Sometimes reviewers interpret edge cases differently.
Scale introduces complexity.
Millions of moderation decisions happen daily across platforms. Absolute consistency becomes extremely difficult operationally.
I’ve seen users assume favoritism when the real explanation was slower escalation processes, unclear policy boundaries, or conflicting context signals.
And yes, occasionally systems genuinely fail.
No serious Trust and Safety professional would claim moderation works perfectly all the time.
So, Are Influencers Treated Differently?
This is where the answer becomes nuanced.
The goal inside moderation systems is policy consistency.
The same written rules are intended to apply to everyone.
But the impact of enforcement changes when influence increases.
A small account affects dozens of people.
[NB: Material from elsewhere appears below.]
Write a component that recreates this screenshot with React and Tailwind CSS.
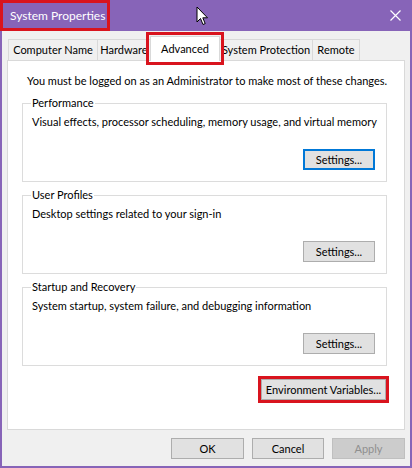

A major influencer may affect millions.
That larger impact naturally increases:
- Escalation depth
- Review layers
- Risk analysis
- Documentation standards
- Internal scrutiny
So while policies may remain the same, operational handling often becomes more complex.
That’s not necessarily favoritism.
It’s governance under higher visibility and higher stakes.
The Honest Answer
So why do some influencers seem impossible to ban?
Sometimes because:
- They haven’t clearly crossed policy thresholds
- Enforcement actions are already happening privately
- Their behavior stays inside gray areas
- Policy definitions are difficult to apply cleanly
- Escalation processes take longer
- Systems are imperfect
And sometimes because moderation at scale is genuinely hard.
From inside Trust and Safety, I can say this confidently:
No serious moderation team ignores violations simply because someone is famous.
But when public impact becomes massive, decisions become more layered, more documented, and more carefully evaluated.
Because moderation is not about personal opinions.
It’s about applying policy under pressure while balancing safety, fairness, evidence, and platform responsibility simultaneously.
And that complexity is usually invisible to the public eye.